The holidays can be one of the most difficult times of the year when you are grieving the loss of a loved one. It’s typically a time to celebrate and spend with family. However, when one of your loved ones is no longer here to join the celebration, it can become very difficult or even leave you feeling guilty.
Yet, there are some ways you can still handle the holidays and enjoy them in a different way as Debbie Rambis (Tony’s Mom), Executive Director of Compassionate Friends and Dr. Gloria Horsley (Scott’s Mom) and Dr. Heidi Horsley (Scott’s sister) shared in a recent webinar.
Here are some tips to help you work through grief while with family and friends:
The holidays are already a pressure point for people who are expected to host family members, decorate, shop for presents, or entertain with a large meal. When you are grieving, none of that work sounds like anything you want to do. Yet, you feel like you must keep up appearances by still doing it all.
In reality, this is the time to speak up and communicate with your family and friends on how you may not feel like creating such a big production. This is where communicating helps get rid of some of the pressure and find ways to survive the holidays. It might mean buying the holiday dinner instead of cooking it all or sharing the workload.
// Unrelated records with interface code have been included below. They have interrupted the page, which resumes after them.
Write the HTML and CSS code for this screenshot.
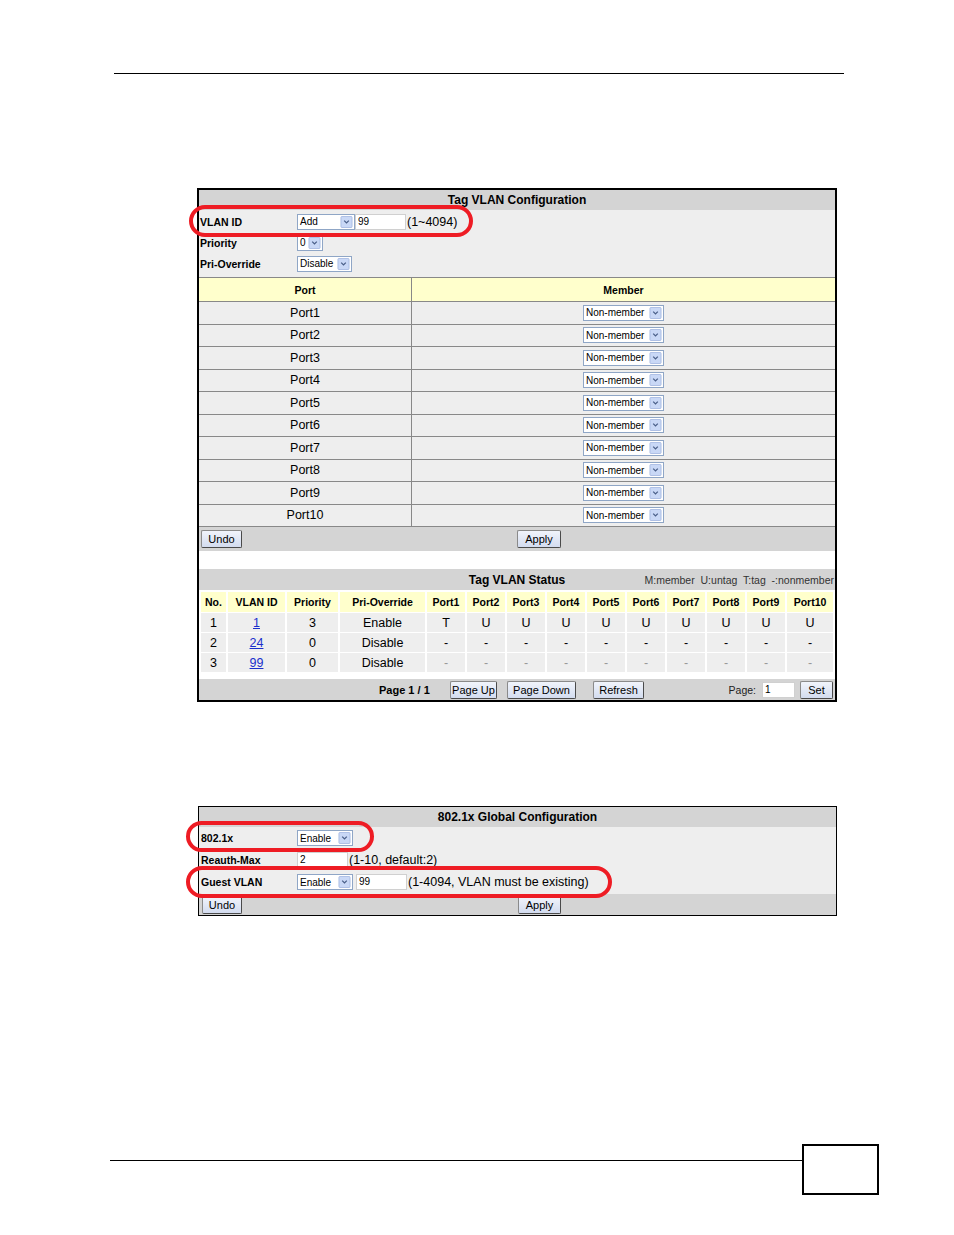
FILE: index.html
```html
<!DOCTYPE html>
<html lang="en">
<head>
  <meta charset="UTF-8">
  <title>Tag VLAN Configuration</title>
  <link rel="stylesheet" href="styles.css">
</head>
<body>
  <div class="rule-top"></div>

  <!-- Tag VLAN screen -->
  <div class="panel panel-vlan">
    <div class="title-bar">Tag VLAN Configuration</div>
    <div class="form-area">
      <div class="form-row">
        <span class="label">VLAN ID</span>
        <span class="select w-add">Add<svg class="arrow" viewBox="0 0 13 13"><rect x="0.5" y="0.5" width="12" height="12" rx="1" fill="#c9d8f6" stroke="#a8bbe2"/><path d="M4 5l2.5 2.5L9 5" fill="none" stroke="#4a5f88" stroke-width="1.4"/></svg></span>
        <span class="textbox w-vid">99</span>
        <span class="hint">(1~4094)</span>
      </div>
      <div class="form-row">
        <span class="label">Priority</span>
        <span class="select w-prio">0<svg class="arrow" viewBox="0 0 13 13"><rect x="0.5" y="0.5" width="12" height="12" rx="1" fill="#c9d8f6" stroke="#a8bbe2"/><path d="M4 5l2.5 2.5L9 5" fill="none" stroke="#4a5f88" stroke-width="1.4"/></svg></span>
      </div>
      <div class="form-row">
        <span class="label">Pri-Override</span>
        <span class="select w-dis">Disable<svg class="arrow" viewBox="0 0 13 13"><rect x="0.5" y="0.5" width="12" height="12" rx="1" fill="#c9d8f6" stroke="#a8bbe2"/><path d="M4 5l2.5 2.5L9 5" fill="none" stroke="#4a5f88" stroke-width="1.4"/></svg></span>
      </div>
    </div>

    <table class="port-table">
      <tr><th class="col-port">Port</th><th>Member</th></tr>
      <tr><td class="col-port">Port1</td><td><span class="select w-member">Non-member<svg class="arrow" viewBox="0 0 13 13"><rect x="0.5" y="0.5" width="12" height="12" rx="1" fill="#c9d8f6" stroke="#a8bbe2"/><path d="M4 5l2.5 2.5L9 5" fill="none" stroke="#4a5f88" stroke-width="1.4"/></svg></span></td></tr>
      <tr><td class="col-port">Port2</td><td><span class="select w-member">Non-member<svg class="arrow" viewBox="0 0 13 13"><rect x="0.5" y="0.5" width="12" height="12" rx="1" fill="#c9d8f6" stroke="#a8bbe2"/><path d="M4 5l2.5 2.5L9 5" fill="none" stroke="#4a5f88" stroke-width="1.4"/></svg></span></td></tr>
      <tr><td class="col-port">Port3</td><td><span class="select w-member">Non-member<svg class="arrow" viewBox="0 0 13 13"><rect x="0.5" y="0.5" width="12" height="12" rx="1" fill="#c9d8f6" stroke="#a8bbe2"/><path d="M4 5l2.5 2.5L9 5" fill="none" stroke="#4a5f88" stroke-width="1.4"/></svg></span></td></tr>
      <tr><td class="col-port">Port4</td><td><span class="select w-member">Non-member<svg class="arrow" viewBox="0 0 13 13"><rect x="0.5" y="0.5" width="12" height="12" rx="1" fill="#c9d8f6" stroke="#a8bbe2"/><path d="M4 5l2.5 2.5L9 5" fill="none" stroke="#4a5f88" stroke-width="1.4"/></svg></span></td></tr>
      <tr><td class="col-port">Port5</td><td><span class="select w-member">Non-member<svg class="arrow" viewBox="0 0 13 13"><rect x="0.5" y="0.5" width="12" height="12" rx="1" fill="#c9d8f6" stroke="#a8bbe2"/><path d="M4 5l2.5 2.5L9 5" fill="none" stroke="#4a5f88" stroke-width="1.4"/></svg></span></td></tr>
      <tr><td class="col-port">Port6</td><td><span class="select w-member">Non-member<svg class="arrow" viewBox="0 0 13 13"><rect x="0.5" y="0.5" width="12" height="12" rx="1" fill="#c9d8f6" stroke="#a8bbe2"/><path d="M4 5l2.5 2.5L9 5" fill="none" stroke="#4a5f88" stroke-width="1.4"/></svg></span></td></tr>
      <tr><td class="col-port">Port7</td><td><span class="select w-member">Non-member<svg class="arrow" viewBox="0 0 13 13"><rect x="0.5" y="0.5" width="12" height="12" rx="1" fill="#c9d8f6" stroke="#a8bbe2"/><path d="M4 5l2.5 2.5L9 5" fill="none" stroke="#4a5f88" stroke-width="1.4"/></svg></span></td></tr>
      <tr><td class="col-port">Port8</td><td><span class="select w-member">Non-member<svg class="arrow" viewBox="0 0 13 13"><rect x="0.5" y="0.5" width="12" height="12" rx="1" fill="#c9d8f6" stroke="#a8bbe2"/><path d="M4 5l2.5 2.5L9 5" fill="none" stroke="#4a5f88" stroke-width="1.4"/></svg></span></td></tr>
      <tr><td class="col-port">Port9</td><td><span class="select w-member">Non-member<svg class="arrow" viewBox="0 0 13 13"><rect x="0.5" y="0.5" width="12" height="12" rx="1" fill="#c9d8f6" stroke="#a8bbe2"/><path d="M4 5l2.5 2.5L9 5" fill="none" stroke="#4a5f88" stroke-width="1.4"/></svg></span></td></tr>
      <tr><td class="col-port">Port10</td><td><span class="select w-member">Non-member<svg class="arrow" viewBox="0 0 13 13"><rect x="0.5" y="0.5" width="12" height="12" rx="1" fill="#c9d8f6" stroke="#a8bbe2"/><path d="M4 5l2.5 2.5L9 5" fill="none" stroke="#4a5f88" stroke-width="1.4"/></svg></span></td></tr>
    </table>

    <div class="button-bar">
      <button class="btn btn-undo">Undo</button>
      <button class="btn btn-apply">Apply</button>
    </div>

    <div class="spacer"></div>

    <div class="status-bar">
      <span></span>
      <span class="status-title">Tag VLAN Status</span>
      <span class="legend">M:member&nbsp; U:untag&nbsp; T:tag&nbsp; -:nonmember</span>
    </div>

    <table class="status-table">
      <colgroup>
        <col class="c-no"><col class="c-vid"><col class="c-prio"><col class="c-over">
        <col class="c-port"><col class="c-port"><col class="c-port"><col class="c-port"><col class="c-port">
        <col class="c-port"><col class="c-port"><col class="c-port"><col class="c-port"><col class="c-port10">
      </colgroup>
      <tr>
        <th>No.</th><th>VLAN ID</th><th>Priority</th><th>Pri-Override</th>
        <th>Port1</th><th>Port2</th><th>Port3</th><th>Port4</th><th>Port5</th>
        <th>Port6</th><th>Port7</th><th>Port8</th><th>Port9</th><th>Port10</th>
      </tr>
      <tr>
        <td>1</td><td><a href="#">1</a></td><td>3</td><td>Enable</td>
        <td>T</td><td>U</td><td>U</td><td>U</td><td>U</td>
        <td>U</td><td>U</td><td>U</td><td>U</td><td>U</td>
      </tr>
      <tr>
        <td>2</td><td><a href="#">24</a></td><td>0</td><td>Disable</td>
        <td>-</td><td>-</td><td>-</td><td>-</td><td>-</td>
        <td>-</td><td>-</td><td>-</td><td>-</td><td>-</td>
      </tr>
      <tr class="faint">
        <td>3</td><td><a href="#">99</a></td><td>0</td><td>Disable</td>
        <td>-</td><td>-</td><td>-</td><td>-</td><td>-</td>
        <td>-</td><td>-</td><td>-</td><td>-</td><td>-</td>
      </tr>
    </table>

    <div class="page-bar">
      <span class="page-count">Page 1 / 1</span>
      <button class="btn btn-pgup">Page Up</button>
      <button class="btn btn-pgdn">Page Down</button>
      <button class="btn btn-refresh">Refresh</button>
      <span class="page-goto">Page:</span>
      <span class="textbox w-page">1</span>
      <button class="btn btn-set">Set</button>
    </div>

    <div class="callout callout-vid"></div>
  </div>

  <!-- 802.1x screen -->
  <div class="panel panel-dot1x">
    <div class="title-bar">802.1x Global Configuration</div>
    <div class="form-area form-dot1x">
      <div class="form-row">
        <span class="label">802.1x</span>
        <span class="select w-enable">Enable<svg class="arrow" viewBox="0 0 13 13"><rect x="0.5" y="0.5" width="12" height="12" rx="1" fill="#c9d8f6" stroke="#a8bbe2"/><path d="M4 5l2.5 2.5L9 5" fill="none" stroke="#4a5f88" stroke-width="1.4"/></svg></span>
      </div>
      <div class="form-row">
        <span class="label">Reauth-Max</span>
        <span class="textbox w-reauth">2</span>
        <span class="hint">(1-10, default:2)</span>
      </div>
      <div class="form-row">
        <span class="label">Guest VLAN</span>
        <span class="select w-enable">Enable<svg class="arrow" viewBox="0 0 13 13"><rect x="0.5" y="0.5" width="12" height="12" rx="1" fill="#c9d8f6" stroke="#a8bbe2"/><path d="M4 5l2.5 2.5L9 5" fill="none" stroke="#4a5f88" stroke-width="1.4"/></svg></span>
        <span class="textbox w-guest">99</span>
        <span class="hint">(1-4094, VLAN must be existing)</span>
      </div>
    </div>
    <div class="button-bar bar-dot1x">
      <button class="btn btn-undo">Undo</button>
      <button class="btn btn-apply">Apply</button>
    </div>

    <div class="callout callout-dot1x"></div>
    <div class="callout callout-guest"></div>
  </div>

  <div class="page-footer">
    <div class="footer-rule"></div>
    <div class="page-number-box"></div>
  </div>
</body>
</html>
```

FILE: styles.css
```css
body {
  margin: 0;
  font-family: "Liberation Sans", Arial, sans-serif;
  color: #000;
  background: #fff;
}

.rule-top {
  width: 730px;
  margin: 73px 0 0 114px;
  border-top: 1px solid #000;
}

.panel {
  position: relative;
  background: #fff;
}

.panel-vlan {
  width: 636px;
  margin: 114px 0 0 197px;
  border: 2px solid #000;
}

.panel-dot1x {
  width: 637px;
  margin: 104px 0 0 198px;
  border: 1px solid #000;
}

.title-bar {
  height: 20px;
  line-height: 20px;
  background: #d4d4d4;
  text-align: center;
  font-weight: bold;
  font-size: 12px;
}

.form-area {
  background: #eee;
  padding: 1px 0 3px;
}

.form-dot1x {
  padding: 0 0 1px;
}

.form-row {
  display: flex;
  align-items: center;
  height: 21px;
}

.form-dot1x .form-row {
  height: 22px;
}

.form-row .label {
  width: 97px;
  padding-left: 1px;
  font-weight: bold;
  font-size: 10.5px;
}

.form-dot1x .label {
  width: 96px;
  padding-left: 2px;
}

.select {
  display: inline-flex;
  align-items: center;
  justify-content: space-between;
  box-sizing: border-box;
  height: 16px;
  padding-left: 2px;
  border: 1px solid #8fa6c6;
  background: #fff;
  font-size: 10px;
}

.select .arrow {
  width: 13px;
  height: 12px;
  margin-right: 1px;
}

.w-add { width: 58px; }
.w-prio { width: 26px; }
.w-dis { width: 55px; }
.w-member { width: 81px; vertical-align: middle; }
.w-enable { width: 56px; }

.textbox {
  box-sizing: border-box;
  height: 16px;
  line-height: 14px;
  padding-left: 2px;
  border: 1px solid #d0d0d0;
  background: #fff;
  font-size: 10px;
}

.w-vid { width: 51px; }
.w-reauth { width: 51px; }
.w-guest { width: 51px; margin-left: 3px; }
.w-page { width: 33px; margin-left: 6px; }

.hint {
  margin-left: 1px;
  font-size: 12.5px;
}

/* port membership */
.port-table {
  width: 100%;
  border-collapse: collapse;
}

.port-table th,
.port-table td {
  padding: 0;
  border-top: 1px solid #888;
  text-align: center;
}

.port-table th {
  height: 23px;
  background: #ffffcc;
  font-size: 10.5px;
}

.port-table td {
  height: 21.5px;
  background: #eee;
  font-size: 12.5px;
}

.port-table .col-port {
  width: 212px;
  border-right: 1px solid #888;
}

.button-bar {
  display: flex;
  align-items: center;
  height: 24px;
  padding-left: 2px;
  background: #d4d4d4;
  border-top: 1px solid #888;
}

.bar-dot1x {
  height: 21px;
  padding-left: 3px;
  border-top: none;
}

.btn {
  box-sizing: border-box;
  height: 18px;
  padding: 0;
  border: 1px solid;
  border-color: #8a8a8a #4a4a4a #4a4a4a #8a8a8a;
  border-radius: 2px;
  background: linear-gradient(#f1f4fb, #d3dcef);
  font-family: "Liberation Sans", Arial, sans-serif;
  font-size: 11px;
  color: #000;
}

.btn-undo { width: 41px; }
.btn-apply { width: 44px; margin-left: 275px; }
.bar-dot1x .btn-undo { width: 40px; }
.bar-dot1x .btn-apply { width: 43px; margin-left: 276px; }

.spacer {
  height: 18px;
}

/* status */
.status-bar {
  display: grid;
  grid-template-columns: 1fr auto 1fr;
  align-items: center;
  height: 21px;
  background: #d4d4d4;
}

.status-title {
  font-weight: bold;
  font-size: 12px;
}

.legend {
  justify-self: end;
  padding-right: 1px;
  font-size: 10.5px;
  color: #333;
}

.status-table {
  width: 100%;
  margin-top: 1px;
  table-layout: fixed;
  border-spacing: 2px 1px;
}

.status-table th,
.status-table td {
  padding: 0;
  text-align: center;
}

.status-table th {
  height: 20px;
  background: #ffffcc;
  font-size: 10.5px;
}

.status-table td {
  height: 19px;
  background: #eee;
  font-size: 12.5px;
}

.status-table a {
  color: #1a2fcc;
}

.status-table .faint td {
  color: #999;
}

.status-table .faint td:nth-child(-n+4) {
  color: #000;
}

.c-no { width: 25px; }
.c-vid { width: 57px; }
.c-prio { width: 51px; }
.c-over { width: 85px; }
.c-port { width: 38px; }
.c-port10 { width: 46px; }

.page-bar {
  display: flex;
  align-items: center;
  height: 21px;
  margin-top: 6px;
  background: #d4d4d4;
  font-size: 11px;
}

.page-count {
  width: 71px;
  margin-left: 180px;
  font-weight: bold;
}

.btn-pgup { width: 47px; }
.btn-pgdn { width: 69px; margin-left: 10px; }
.btn-refresh { width: 51px; margin-left: 17px; }

.page-goto {
  margin-left: auto;
  font-size: 10.5px;
  color: #222;
}

.btn-set {
  width: 33px;
  margin: 0 2px 0 5px;
}

/* red highlight callouts drawn over the screens */
.callout {
  position: absolute;
  box-sizing: border-box;
  border: 4px solid #ee1c24;
  border-radius: 16px;
}

.callout-vid { left: -10px; top: 15px; width: 284px; height: 32px; }
.callout-dot1x { left: -13px; top: 14px; width: 188px; height: 31px; }
.callout-guest { left: -13px; top: 59px; width: 426px; height: 32px; }

.page-footer {
  display: flex;
  align-items: flex-start;
  margin: 228px 0 0 110px;
}

.footer-rule {
  width: 692px;
  height: 16px;
  border-bottom: 1px solid #000;
}

.page-number-box {
  width: 73px;
  height: 47px;
  border: 2px solid #000;
}
```
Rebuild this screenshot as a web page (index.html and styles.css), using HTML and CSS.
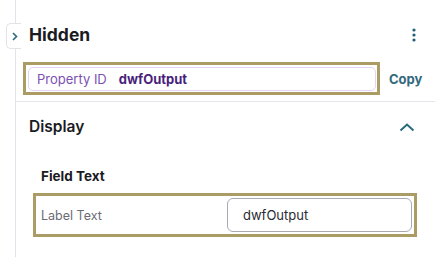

Make sure it’s something you feel comfortable doing and that all family members are included.
It might be that the holiday traditions you had are too closely tied to the person you lost. For example, siblings may find it painful even years later to hang their brother or sister’s ornaments on the tree. You may find taking a trip instead of the usual traditions may relieve some of the stress. It can also be something as simple as making a toast to you child, grandchild, or siblings.
Find something similar that is meaningful to others, in honor of your loved one. It might be helping to feed the homeless or gathering toys to give to a shelter or toy drive. It can also be lighting a candle. Again, talk to the family to see what could be something special that everyone feels a part of.
Stress and grief lead us to breathe shallowly, which does not help us relieve any of the tension we feel. Instead, it’s good to slow down and take seven or eight really deep breathes each day. It helps our body and mind relax in a way that can change our thinking and brain chemistry.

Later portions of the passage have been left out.